_SET PROBLEM_
How many of the lines below hold the word "TypeScript"? Answer only with the number.
-.-.-
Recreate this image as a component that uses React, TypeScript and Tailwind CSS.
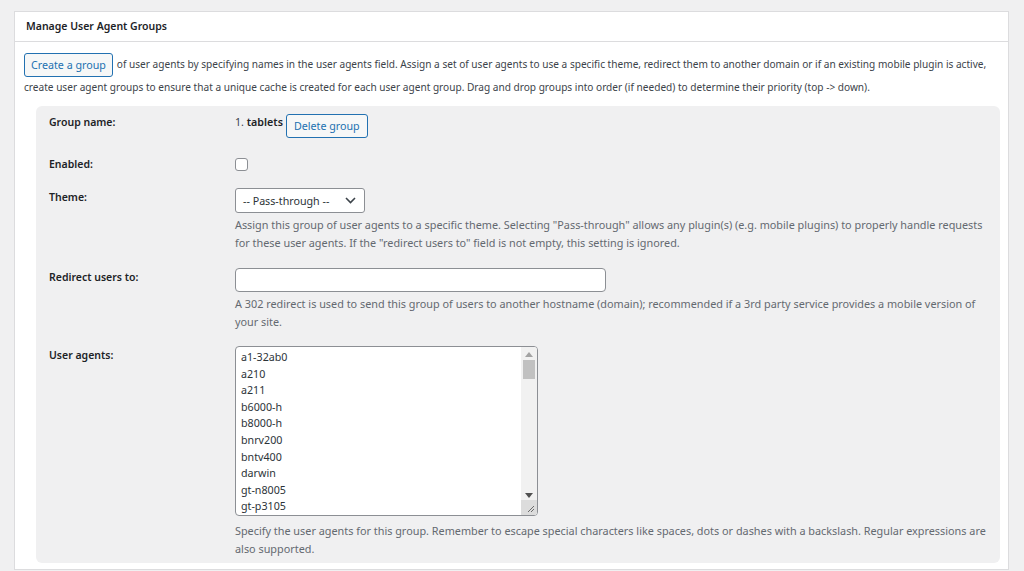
import React from "react";

const agents = [
  "a1-32ab0",
  "a210",
  "a211",
  "b6000-h",
  "b8000-h",
  "bnrv200",
  "bntv400",
  "darwin",
  "gt-n8005",
  "gt-p3105",
];

const Label = ({ children, className = "" }: { children: React.ReactNode; className?: string }) => (
  <div className={`w-[186px] shrink-0 text-[10.5px] font-semibold text-[#1d2327] leading-4 ${className}`}>{children}</div>
);

const Desc = ({ children, className = "" }: { children: React.ReactNode; className?: string }) => (
  <p className={`text-[10.85px] text-[#646970] leading-[17.5px] ${className}`}>{children}</p>
);

const App = () => {
  return (
    <div
      className="min-h-[571px] w-[1024px] bg-[#f0f0f1] pt-[11px] pl-[14px] text-[10.7px] text-[#3c434a] overflow-hidden"
      style={{ fontFamily: "'Noto Sans', 'Open Sans', sans-serif" }}
    >
      <div className="w-[995px] border border-[#dcdcde] bg-white">
        {/* Header */}
        <div className="h-[30px] border-b border-[#dcdcde] pl-[11px] flex items-center">
          <h2 className="text-[10.5px] font-semibold text-[#1d2327]">Manage User Agent Groups</h2>
        </div>

        <div className="px-[9px] pt-[11px] pb-[6px]">
          {/* Intro */}
          <p className="leading-[20px] text-[10.1px]">
            <button className="inline-block align-middle h-[24px] px-[6px] rounded-[3px] border border-[#2271b1] bg-[#f6f7f7] text-[#2271b1] text-[10.7px] leading-[22px] mr-[4px]">
              Create a group
            </button>
            of user agents by specifying names in the user agents field. Assign a set of user agents to use a specific theme, redirect them to another domain or if an existing mobile plugin is active, create user agent groups to ensure that a unique cache is created for each user agent group. Drag and drop groups into order (if needed) to determine their priority (top -&gt; down).
          </p>

          {/* Group box */}
          <div className="mt-[9px] ml-[12px] w-[964px] rounded-[6px] bg-[#f0f0f1] pl-[13px] pr-[10px] pt-[8px] pb-[6px]">
            {/* Group name */}
            <div className="flex">
              <Label>Group name:</Label>
              <div className="flex items-start">
                <span className="leading-4 text-[#3c434a]">
                  1. <b className="font-semibold text-[#1d2327]">tablets</b>
                </span>
                <button className="ml-[3px] h-[24px] px-[7px] rounded-[3px] border border-[#2271b1] bg-[#f6f7f7] text-[#2271b1] leading-[22px]">
                  Delete group
                </button>
              </div>
            </div>

            {/* Enabled */}
            <div className="flex items-center mt-[18px] h-4">
              <Label>Enabled:</Label>
              <span className="block w-[13px] h-[13px] rounded-[3px] border border-[#8c8f94] bg-white" />
            </div>

            {/* Theme */}
            <div className="flex mt-[16px]">
              <Label className="mt-[1px]">Theme:</Label>
              <div className="flex-1">
                <div className="w-[130px] h-[25px] rounded-[3px] border border-[#8c8f94] bg-white flex items-center justify-between pl-[7px] pr-[8px] text-[#2c3338]">
                  <span className="leading-4">-- Pass-through --</span>
                  <svg width="11" height="7" viewBox="0 0 11 7" fill="none">
                    <path d="M1 1 L5.5 5.5 L10 1" stroke="#3c434a" strokeWidth="1.6" />
                  </svg>
                </div>
                <Desc className="mt-[3px]">
                  Assign this group of user agents to a specific theme. Selecting "Pass-through" allows any plugin(s) (e.g. mobile plugins) to properly handle requests for these user agents. If the "redirect users to" field is not empty, this setting is ignored.
                </Desc>
              </div>
            </div>

            {/* Redirect */}
            <div className="flex mt-[17px]">
              <Label className="mt-[1px]">Redirect users to:</Label>
              <div className="flex-1">
                <div className="w-[371px] h-[24px] rounded-[4px] border border-[#8c8f94] bg-white" />
                <Desc className="mt-[3px]">
                  A 302 redirect is used to send this group of users to another hostname (domain); recommended if a 3rd party service provides a mobile version of
                  <br />
                  your site.
                </Desc>
              </div>
            </div>

            {/* User agents */}
            <div className="flex mt-[16px]">
              <Label className="mt-[1px]">User agents:</Label>
              <div className="flex-1">
                <div className="relative w-[303px] h-[170px] rounded-[4px] border border-[#8c8f94] bg-white overflow-hidden flex">
                  <div className="flex-1 pl-[5px] pt-[2px] text-[#2c3338] leading-[16.6px]">
                    {agents.map((a) => (
                      <div key={a}>{a}</div>
                    ))}
                  </div>
                  <div className="w-[16px] bg-[#f1f1f1] flex flex-col items-center">
                    <svg width="8" height="5" viewBox="0 0 8 5" className="mt-[5px]">
                      <path d="M0 5 L4 0 L8 5 Z" fill="#a3a3a3" />
                    </svg>
                    <div className="mt-[3px] w-[12px] h-[19px] bg-[#c1c1c1]" />
                    <div className="flex-1" />
                    <svg width="8" height="5" viewBox="0 0 8 5" className="mb-[17px]">
                      <path d="M0 0 L8 0 L4 5 Z" fill="#505050" />
                    </svg>
                  </div>
                  <div className="absolute right-0 bottom-0 w-[16px] h-[15px] bg-[#dcdcdc] flex items-end justify-end p-[2px]">
                    <svg width="9" height="9" viewBox="0 0 9 9">
                      <path d="M8 2 L2 8 M8 5 L5 8" stroke="#6b6b6b" strokeWidth="1" />
                    </svg>
                  </div>
                </div>
                <Desc className="mt-[6px]">
                  Specify the user agents for this group. Remember to escape special characters like spaces, dots or dashes with a backslash. Regular expressions are also supported.
                </Desc>
              </div>
            </div>
          </div>
        </div>
      </div>
    </div>
  );
};

export default App;
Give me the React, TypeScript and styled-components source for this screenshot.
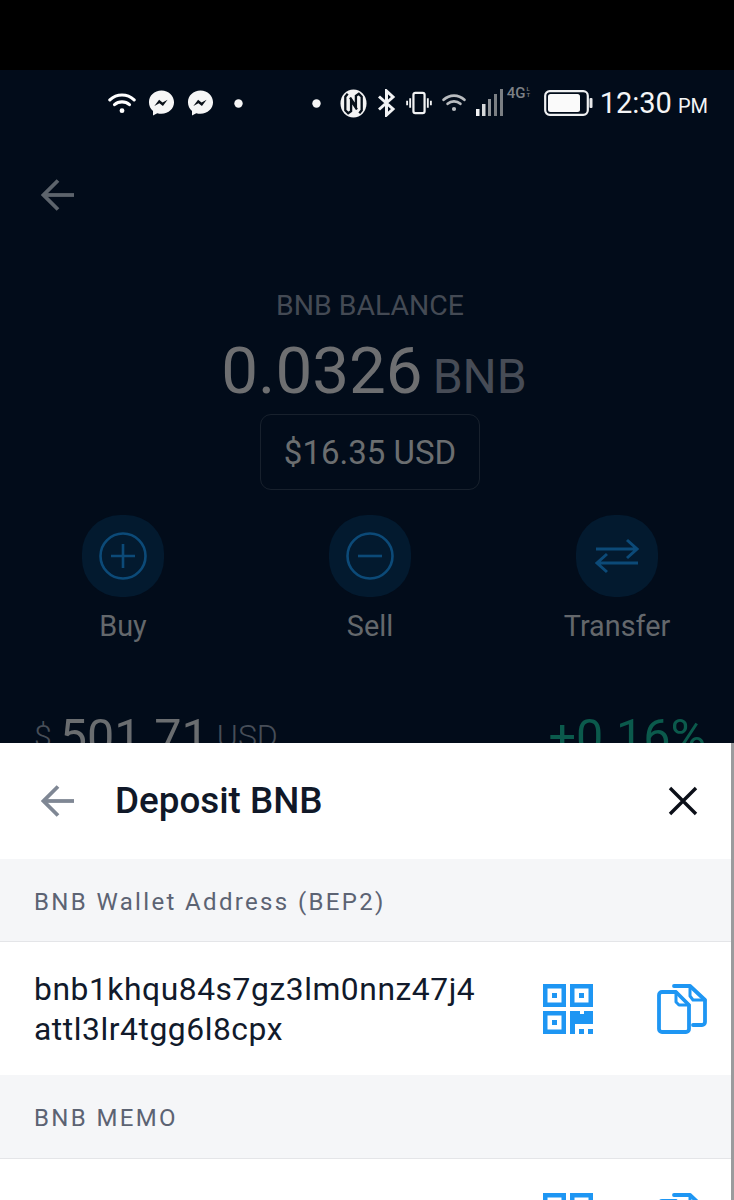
-.-.-
_WRITTEN RESPONSE_
2